Madeleine Ballard, PhD, is Co-Founder and Executive Director of the Community Health Impact Coalition, an alliance of community health implementers (including Last Mile Health) in 20+ countries working to accelerate the adoption of high-impact community health systems design. From HIV and AIDS to community health, Madeleine has spent her career working alongside advocates to bring about large-scale structural change. Notably, she was the founding Program Manager of Last Mile Health‘s community health pilot in Liberia’s remote Konobo District from 2011-2013. We sat down with her to discuss how the Community Health Impact Coalition is accompanying partners and governments to adopt best-practices in community health.
What is the Community Health Impact Coalition?
The Community Health Impact Coalition was created by some of the field’s most innovative implementers to catalyze the adoption of high-impact community health systems worldwide. In recent years, many countries have begun to institutionalize or strengthen their community health worker programs. Yet, despite hundreds of studies on the impact of community health systems, there has been uneven progress in reducing infant mortality and morbidity. To be effective, investments in community health programs must be coupled with strong systems design and implementation.

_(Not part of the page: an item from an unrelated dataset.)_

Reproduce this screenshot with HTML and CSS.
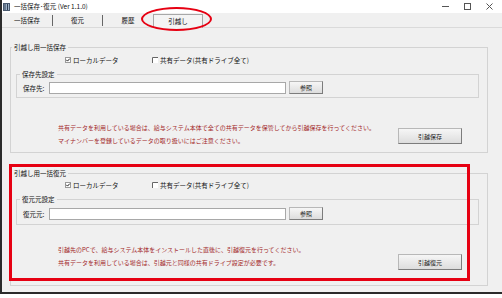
FILE: index.html
```html
<!DOCTYPE html>
<html lang="ja">
<head>
<meta charset="utf-8">
<title>一括保存･復元</title>
<link rel="stylesheet" href="styles.css">
</head>
<body>
<div class="window">
  <div class="titlebar">
    <svg class="appicon" width="7" height="8" viewBox="0 0 7 8"><rect x="0.5" y="0.5" width="6" height="7" fill="#9fb3c8" stroke="#4a5a70"/><path d="M2 1v6M4.5 1v6" stroke="#2f3f55"/></svg>
    <span class="title">一括保存･復元 (Ver 1.1.0)</span>
    <div class="controls">
      <span class="ctl"><svg width="7" height="7" viewBox="0 0 7 7"><path d="M0 3.5h7" stroke="#555"/></svg></span>
      <span class="ctl"><svg width="7" height="7" viewBox="0 0 7 7"><rect x="0.5" y="0.5" width="6" height="6" fill="none" stroke="#555"/></svg></span>
      <span class="ctl"><svg width="7" height="7" viewBox="0 0 7 7"><path d="M0.5 0.5l6 6M6.5 0.5l-6 6" stroke="#555"/></svg></span>
    </div>
  </div>
  <div class="tabs">
    <div class="tab t1">一括保存</div>
    <span class="sep"></span>
    <div class="tab t2">復元</div>
    <span class="sep"></span>
    <div class="tab t3">履歴</div>
    <div class="tab active">引越し</div>
  </div>
  <div class="page">
    <fieldset class="group g1">
      <legend>引越し用一括保存</legend>
      <div class="checks">
        <span class="chk first"><svg width="6" height="6" viewBox="0 0 6 6"><rect x="0.5" y="0.5" width="5" height="5" fill="#fff" stroke="#9a9a9a"/><path d="M1.3 2.8L2.5 4.1L4.8 1.6" fill="none" stroke="#222"/></svg>ローカルデータ</span>
        <span class="chk"><svg width="6" height="6" viewBox="0 0 6 6"><rect x="0" y="0" width="6" height="6" fill="#fff"/><path d="M0.5 6V0.5H6" fill="none" stroke="#666"/></svg>共有データ(共有ドライブ全て)</span>
      </div>
      <fieldset class="sub s1">
        <legend>保存先設定</legend>
        <div class="pathrow">
          <span class="lbl">保存先:</span>
          <span class="input"></span>
          <span class="btn small">参照</span>
        </div>
      </fieldset>
      <div class="notes n1">
        <div class="msg">
          <p>共有データを利用している場合は、給与システム本体で全ての共有データを保管してから引越保存を行ってください。</p>
          <p>マイナンバーを登録しているデータの取り扱いにはご注意ください。</p>
        </div>
        <span class="btn big b1">引越保存</span>
      </div>
    </fieldset>
    <fieldset class="group g2">
      <legend>引越し用一括復元</legend>
      <div class="checks c2">
        <span class="chk first"><svg width="6" height="6" viewBox="0 0 6 6"><rect x="0.5" y="0.5" width="5" height="5" fill="#fff" stroke="#9a9a9a"/><path d="M1.3 2.8L2.5 4.1L4.8 1.6" fill="none" stroke="#222"/></svg>ローカルデータ</span>
        <span class="chk"><svg width="6" height="6" viewBox="0 0 6 6"><rect x="0" y="0" width="6" height="6" fill="#fff"/><path d="M0.5 6V0.5H6" fill="none" stroke="#666"/></svg>共有データ(共有ドライブ全て)</span>
      </div>
      <fieldset class="sub s2">
        <legend>復元元設定</legend>
        <div class="pathrow">
          <span class="lbl">復元元:</span>
          <span class="input"></span>
          <span class="btn small">参照</span>
        </div>
      </fieldset>
      <div class="notes n2">
        <div class="msg">
          <p>引越先のPCで、給与システム本体をインストールした直後に、引越復元を行ってください。</p>
          <p>共有データを利用している場合は、引越元と同様の共有ドライブ設定が必要です。</p>
        </div>
        <span class="btn big b2">引越復元</span>
      </div>
    </fieldset>
  </div>
  <div class="ellipse"></div>
  <div class="highlight"></div>
</div>
</body>
</html>
```
FILE: styles.css
```css
html, body {
  margin: 0;
  padding: 0;
}
body {
  width: 502px;
  height: 298px;
  overflow: hidden;
  background: #ffffff;
  font-family: "Noto Sans CJK JP", "Noto Sans", sans-serif;
  font-size: 6.5px;
  color: #111;
}
.window {
  position: relative;
  width: 500px;
  height: 292px;
  border-left: 2px solid #2b2b2b;
  border-bottom: 2px solid #2b2b2b;
  background: #f0f0f0;
}
.titlebar {
  height: 13px;
  background: #fff;
  display: flex;
  align-items: center;
  padding-left: 1px;
}
.appicon {
  display: block;
}
.title {
  margin-left: 4px;
  line-height: 13px;
  font-size: 6.5px;
}
.controls {
  margin-left: auto;
  display: flex;
  padding-right: 2px;
}
.ctl {
  width: 22px;
  height: 13px;
  display: flex;
  align-items: center;
  justify-content: center;
}
.ctl svg {
  display: block;
}
.tabs {
  height: 14px;
  border-bottom: 1px solid #dadada;
  display: flex;
  align-items: center;
}
.tab {
  height: 14px;
  display: flex;
  align-items: center;
  justify-content: center;
  font-size: 6.5px;
}
.t1 { width: 50px; }
.t2 { width: 49px; }
.t3 { width: 50px; }
.sep {
  width: 1px;
  height: 11px;
  background: #666;
}
.tab.active {
  width: 48px;
  height: 13px;
  margin-top: 1px;
  border: 1px solid #a8a8a8;
  border-bottom: none;
  background: #f4f4f4;
}
.page {
  padding-left: 8px;
}
fieldset {
  margin: 0;
  padding: 0;
  min-inline-size: 0;
  box-sizing: border-box;
  border: 1px solid #d3d3d3;
}
legend {
  font-size: 6.5px;
  line-height: 10px;
  padding: 0 2px;
  margin-left: 1px;
}
.group {
  width: 478px;
}
.g1 {
  margin-top: 14px;
  padding-bottom: 5px;
}
.g2 {
  margin-top: 15px;
  padding-bottom: 15px;
}
.checks {
  display: flex;
  align-items: center;
  height: 10px;
  margin-top: 3px;
  padding-left: 54px;
}
.checks.c2 {
  margin-top: 2px;
}
.chk {
  display: flex;
  align-items: center;
  white-space: nowrap;
}
.chk svg {
  display: block;
  margin-right: 2px;
}
.chk.first {
  width: 87px;
}
.sub {
  margin: 4px 8px 0 5px;
}
.sub legend {
  margin-left: 3px;
  padding: 0 2px;
}
.s1 { padding: 2px 0 3px 0; }
.s2 { padding: 3px 0 4px 0; }
.pathrow {
  display: flex;
  align-items: center;
  height: 13px;
  padding-left: 6px;
}
.lbl {
  width: 26px;
  white-space: nowrap;
}
.input {
  width: 235px;
  height: 10px;
  background: #fff;
  border: 1px solid #a8a8a8;
  margin-right: 3px;
}
.btn {
  box-sizing: border-box;
  display: flex;
  align-items: center;
  justify-content: center;
  background: linear-gradient(#f6f6f6, #dddddd);
  border: 1px solid #b8b8b8;
  border-right-color: #7c7c7c;
  border-bottom-color: #7c7c7c;
  font-size: 6px;
  color: #222;
}
.btn.small {
  width: 34px;
  height: 13px;
}
.btn.big {
  width: 64px;
  height: 16px;
}
.b1 { margin-top: 7px; }
.b2 { margin-top: 11px; }
.notes {
  display: flex;
  align-items: flex-start;
}
.n1 { margin-top: 23px; }
.n2 { margin-top: 18px; }
.msg {
  width: 340px;
  padding-left: 47px;
  color: #a3282a;
  font-size: 6px;
  line-height: 13px;
}
.msg p {
  margin: 0;
  white-space: nowrap;
}
.ellipse {
  position: absolute;
  left: 139px;
  top: 7px;
  width: 71px;
  height: 24px;
  box-sizing: border-box;
  border: 2.5px solid #e60012;
  border-radius: 50%;
}
.highlight {
  position: absolute;
  left: 7px;
  top: 164px;
  width: 461px;
  height: 117px;
  box-sizing: border-box;
  border: 3px solid #e60012;
}
```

We identify the best practices for quality care delivery and accompany partners to adopt those practices across the entire community health ecosystem, including funders, technical assistance agencies, NGOs, and—most importantly—Ministries of Health.
This collaboration allows us to do things we couldn’t do alone. Together, our voices are stronger, our message can go further, and we can do more for our patients.
What are the drivers of successful community health programs?
Accrediting community health workers. While nearly everyone agrees on the efficacy of community health workers, there are divisions around payment. We need to shift this mindset to one where community health workers are seen as a professional cadre who are compensated, continuously trained, supplied, and supervised. Community health worker programs that institute these practices report increased motivation and job satisfaction and, ultimately, better service delivery for communities.
How does advocacy inform change?
To create an enabling environment for quality, we need to move from ad hoc to systematic adoption and institutionalization of the best practices that enhance quality of care. For example, rather than using a quality checklist like the Community Health Worker Assessment and Improvement Matrix just once, it instead must become part of each organization’s standard operating procedure.
How can we scale health for all?
The ethos of the Community Health Impact Coalition is radical collaboration for better design. We’re trying to fill the implementation science and knowledge translation gap by open-sourcing best practices that fuel quality care delivery and working together to drive uptake. Too often in the development sector organizations tend to focus on their own growth, push their own brands, and see each other as competitors rather than collaborators. It is a testament to all of the organizations in our coalition that they understand that public sector systems change is not a competition for a share of the market—instead, the only way to achieve health for all is to work together.
The interview was edited and condensed for clarity.
This profile was written as part of a feature in our 2019 Annual Report, which showcases individuals from across all levels of the health system and the globe who play a critical role in the movement for universal health coverage – community leaders, government officials, philanthropists, clinical practitioners, policy specialists and more.